### What needs to be done
Reproduce every record below exactly as written, leaving out any pictures.

### Rows
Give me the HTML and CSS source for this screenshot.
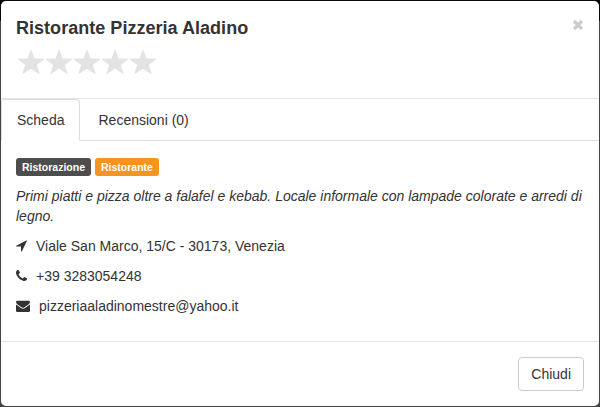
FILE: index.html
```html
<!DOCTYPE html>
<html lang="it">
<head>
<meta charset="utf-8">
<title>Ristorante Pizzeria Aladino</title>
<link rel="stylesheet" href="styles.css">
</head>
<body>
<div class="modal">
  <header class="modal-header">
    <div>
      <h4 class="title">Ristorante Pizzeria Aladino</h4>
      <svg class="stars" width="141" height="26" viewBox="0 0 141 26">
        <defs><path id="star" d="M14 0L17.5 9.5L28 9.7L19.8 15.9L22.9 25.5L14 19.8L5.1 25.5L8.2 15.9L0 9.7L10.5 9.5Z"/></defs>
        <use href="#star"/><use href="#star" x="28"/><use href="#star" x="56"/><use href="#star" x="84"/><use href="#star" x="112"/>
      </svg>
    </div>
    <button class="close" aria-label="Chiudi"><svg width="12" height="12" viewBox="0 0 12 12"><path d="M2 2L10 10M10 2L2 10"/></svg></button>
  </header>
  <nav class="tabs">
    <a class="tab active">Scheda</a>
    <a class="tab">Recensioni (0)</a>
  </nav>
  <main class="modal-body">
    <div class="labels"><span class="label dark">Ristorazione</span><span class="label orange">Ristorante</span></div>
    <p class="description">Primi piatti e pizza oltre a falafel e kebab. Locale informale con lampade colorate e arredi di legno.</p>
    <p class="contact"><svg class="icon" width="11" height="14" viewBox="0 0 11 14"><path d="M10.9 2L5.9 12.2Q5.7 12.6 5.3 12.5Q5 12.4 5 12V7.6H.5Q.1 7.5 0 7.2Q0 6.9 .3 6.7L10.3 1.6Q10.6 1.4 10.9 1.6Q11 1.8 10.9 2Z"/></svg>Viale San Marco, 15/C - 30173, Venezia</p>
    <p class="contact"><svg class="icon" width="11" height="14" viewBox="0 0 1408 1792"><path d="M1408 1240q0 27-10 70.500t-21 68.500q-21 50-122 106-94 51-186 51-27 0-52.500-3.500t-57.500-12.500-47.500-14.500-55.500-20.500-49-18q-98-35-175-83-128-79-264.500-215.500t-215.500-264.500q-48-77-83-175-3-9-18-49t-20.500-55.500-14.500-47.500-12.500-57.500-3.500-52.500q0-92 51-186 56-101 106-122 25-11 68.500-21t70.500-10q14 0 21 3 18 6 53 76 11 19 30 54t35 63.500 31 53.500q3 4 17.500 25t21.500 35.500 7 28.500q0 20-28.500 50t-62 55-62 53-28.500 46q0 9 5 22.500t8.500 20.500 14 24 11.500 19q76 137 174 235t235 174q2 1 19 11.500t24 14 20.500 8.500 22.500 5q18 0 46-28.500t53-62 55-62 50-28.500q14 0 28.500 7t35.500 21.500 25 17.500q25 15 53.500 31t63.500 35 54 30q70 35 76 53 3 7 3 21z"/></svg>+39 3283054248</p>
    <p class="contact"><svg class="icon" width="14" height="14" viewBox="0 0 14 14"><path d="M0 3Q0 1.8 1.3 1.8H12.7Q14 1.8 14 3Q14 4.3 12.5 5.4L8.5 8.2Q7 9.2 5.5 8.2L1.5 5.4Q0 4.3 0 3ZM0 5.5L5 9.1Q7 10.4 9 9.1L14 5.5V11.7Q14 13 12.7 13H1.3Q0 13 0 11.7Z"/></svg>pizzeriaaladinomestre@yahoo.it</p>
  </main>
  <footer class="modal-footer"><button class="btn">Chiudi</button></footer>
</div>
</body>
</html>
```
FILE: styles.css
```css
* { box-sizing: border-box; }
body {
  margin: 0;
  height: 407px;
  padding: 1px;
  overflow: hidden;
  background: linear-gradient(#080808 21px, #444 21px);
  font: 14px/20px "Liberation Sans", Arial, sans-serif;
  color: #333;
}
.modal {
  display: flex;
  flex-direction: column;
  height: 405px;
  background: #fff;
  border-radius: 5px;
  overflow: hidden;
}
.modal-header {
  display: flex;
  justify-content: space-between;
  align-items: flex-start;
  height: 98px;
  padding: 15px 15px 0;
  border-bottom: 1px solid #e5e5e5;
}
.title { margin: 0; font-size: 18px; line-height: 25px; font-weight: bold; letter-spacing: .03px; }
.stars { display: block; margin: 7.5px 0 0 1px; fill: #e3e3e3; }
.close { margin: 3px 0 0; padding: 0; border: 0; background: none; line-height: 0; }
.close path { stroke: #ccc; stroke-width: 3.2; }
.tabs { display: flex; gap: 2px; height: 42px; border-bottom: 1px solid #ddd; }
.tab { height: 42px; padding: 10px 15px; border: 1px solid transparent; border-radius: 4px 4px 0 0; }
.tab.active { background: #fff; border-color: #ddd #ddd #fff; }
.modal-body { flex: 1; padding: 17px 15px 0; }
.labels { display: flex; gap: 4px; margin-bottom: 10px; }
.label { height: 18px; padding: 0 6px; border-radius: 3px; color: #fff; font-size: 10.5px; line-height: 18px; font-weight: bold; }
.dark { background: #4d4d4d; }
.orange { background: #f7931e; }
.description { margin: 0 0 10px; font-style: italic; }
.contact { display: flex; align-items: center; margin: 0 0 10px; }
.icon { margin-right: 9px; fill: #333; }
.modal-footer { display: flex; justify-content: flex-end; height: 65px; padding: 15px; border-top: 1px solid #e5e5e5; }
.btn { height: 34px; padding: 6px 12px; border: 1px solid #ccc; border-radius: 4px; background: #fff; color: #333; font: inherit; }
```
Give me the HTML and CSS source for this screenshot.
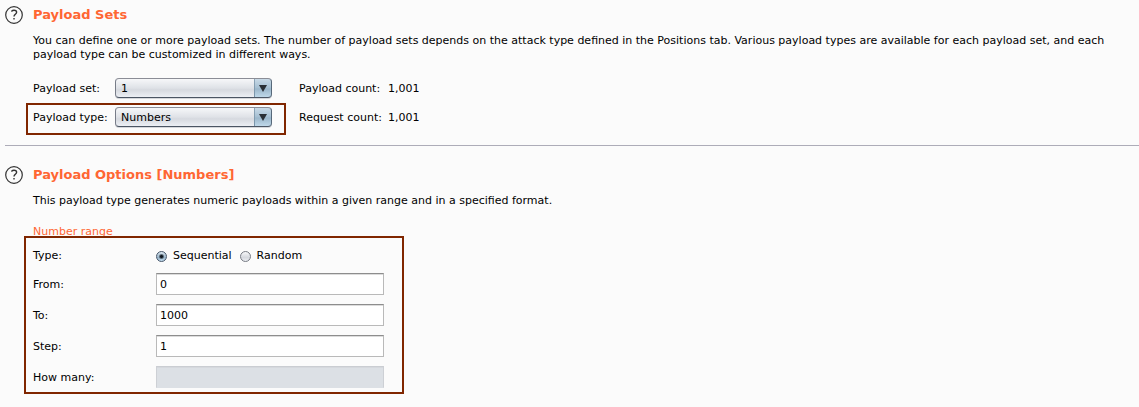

### Answer to this task
Give me the HTML and CSS source for this screenshot.
FILE: index.html
```html
<!DOCTYPE html>
<html lang="it">
<head>
<meta charset="utf-8">
<title>Ristorante Pizzeria Aladino</title>
<link rel="stylesheet" href="styles.css">
</head>
<body>
<div class="modal">
  <header class="modal-header">
    <div>
      <h4 class="title">Ristorante Pizzeria Aladino</h4>
      <svg class="stars" width="141" height="26" viewBox="0 0 141 26">
        <defs><path id="star" d="M14 0L17.5 9.5L28 9.7L19.8 15.9L22.9 25.5L14 19.8L5.1 25.5L8.2 15.9L0 9.7L10.5 9.5Z"/></defs>
        <use href="#star"/><use href="#star" x="28"/><use href="#star" x="56"/><use href="#star" x="84"/><use href="#star" x="112"/>
      </svg>
    </div>
    <button class="close" aria-label="Chiudi"><svg width="12" height="12" viewBox="0 0 12 12"><path d="M2 2L10 10M10 2L2 10"/></svg></button>
  </header>
  <nav class="tabs">
    <a class="tab active">Scheda</a>
    <a class="tab">Recensioni (0)</a>
  </nav>
  <main class="modal-body">
    <div class="labels"><span class="label dark">Ristorazione</span><span class="label orange">Ristorante</span></div>
    <p class="description">Primi piatti e pizza oltre a falafel e kebab. Locale informale con lampade colorate e arredi di legno.</p>
    <p class="contact"><svg class="icon" width="11" height="14" viewBox="0 0 11 14"><path d="M10.9 2L5.9 12.2Q5.7 12.6 5.3 12.5Q5 12.4 5 12V7.6H.5Q.1 7.5 0 7.2Q0 6.9 .3 6.7L10.3 1.6Q10.6 1.4 10.9 1.6Q11 1.8 10.9 2Z"/></svg>Viale San Marco, 15/C - 30173, Venezia</p>
    <p class="contact"><svg class="icon" width="11" height="14" viewBox="0 0 1408 1792"><path d="M1408 1240q0 27-10 70.500t-21 68.500q-21 50-122 106-94 51-186 51-27 0-52.500-3.500t-57.500-12.500-47.500-14.500-55.500-20.500-49-18q-98-35-175-83-128-79-264.500-215.500t-215.500-264.500q-48-77-83-175-3-9-18-49t-20.500-55.500-14.500-47.500-12.500-57.500-3.500-52.500q0-92 51-186 56-101 106-122 25-11 68.500-21t70.500-10q14 0 21 3 18 6 53 76 11 19 30 54t35 63.500 31 53.500q3 4 17.500 25t21.500 35.500 7 28.500q0 20-28.500 50t-62 55-62 53-28.500 46q0 9 5 22.500t8.500 20.500 14 24 11.500 19q76 137 174 235t235 174q2 1 19 11.500t24 14 20.500 8.500 22.500 5q18 0 46-28.500t53-62 55-62 50-28.500q14 0 28.500 7t35.500 21.500 25 17.500q25 15 53.500 31t63.500 35 54 30q70 35 76 53 3 7 3 21z"/></svg>+39 3283054248</p>
    <p class="contact"><svg class="icon" width="14" height="14" viewBox="0 0 14 14"><path d="M0 3Q0 1.8 1.3 1.8H12.7Q14 1.8 14 3Q14 4.3 12.5 5.4L8.5 8.2Q7 9.2 5.5 8.2L1.5 5.4Q0 4.3 0 3ZM0 5.5L5 9.1Q7 10.4 9 9.1L14 5.5V11.7Q14 13 12.7 13H1.3Q0 13 0 11.7Z"/></svg>pizzeriaaladinomestre@yahoo.it</p>
  </main>
  <footer class="modal-footer"><button class="btn">Chiudi</button></footer>
</div>
</body>
</html>
```
FILE: styles.css
```css
* { box-sizing: border-box; }
body {
  margin: 0;
  height: 407px;
  padding: 1px;
  overflow: hidden;
  background: linear-gradient(#080808 21px, #444 21px);
  font: 14px/20px "Liberation Sans", Arial, sans-serif;
  color: #333;
}
.modal {
  display: flex;
  flex-direction: column;
  height: 405px;
  background: #fff;
  border-radius: 5px;
  overflow: hidden;
}
.modal-header {
  display: flex;
  justify-content: space-between;
  align-items: flex-start;
  height: 98px;
  padding: 15px 15px 0;
  border-bottom: 1px solid #e5e5e5;
}
.title { margin: 0; font-size: 18px; line-height: 25px; font-weight: bold; letter-spacing: .03px; }
.stars { display: block; margin: 7.5px 0 0 1px; fill: #e3e3e3; }
.close { margin: 3px 0 0; padding: 0; border: 0; background: none; line-height: 0; }
.close path { stroke: #ccc; stroke-width: 3.2; }
.tabs { display: flex; gap: 2px; height: 42px; border-bottom: 1px solid #ddd; }
.tab { height: 42px; padding: 10px 15px; border: 1px solid transparent; border-radius: 4px 4px 0 0; }
.tab.active { background: #fff; border-color: #ddd #ddd #fff; }
.modal-body { flex: 1; padding: 17px 15px 0; }
.labels { display: flex; gap: 4px; margin-bottom: 10px; }
.label { height: 18px; padding: 0 6px; border-radius: 3px; color: #fff; font-size: 10.5px; line-height: 18px; font-weight: bold; }
.dark { background: #4d4d4d; }
.orange { background: #f7931e; }
.description { margin: 0 0 10px; font-style: italic; }
.contact { display: flex; align-items: center; margin: 0 0 10px; }
.icon { margin-right: 9px; fill: #333; }
.modal-footer { display: flex; justify-content: flex-end; height: 65px; padding: 15px; border-top: 1px solid #e5e5e5; }
.btn { height: 34px; padding: 6px 12px; border: 1px solid #ccc; border-radius: 4px; background: #fff; color: #333; font: inherit; }
```
Give me the HTML and CSS source for this screenshot.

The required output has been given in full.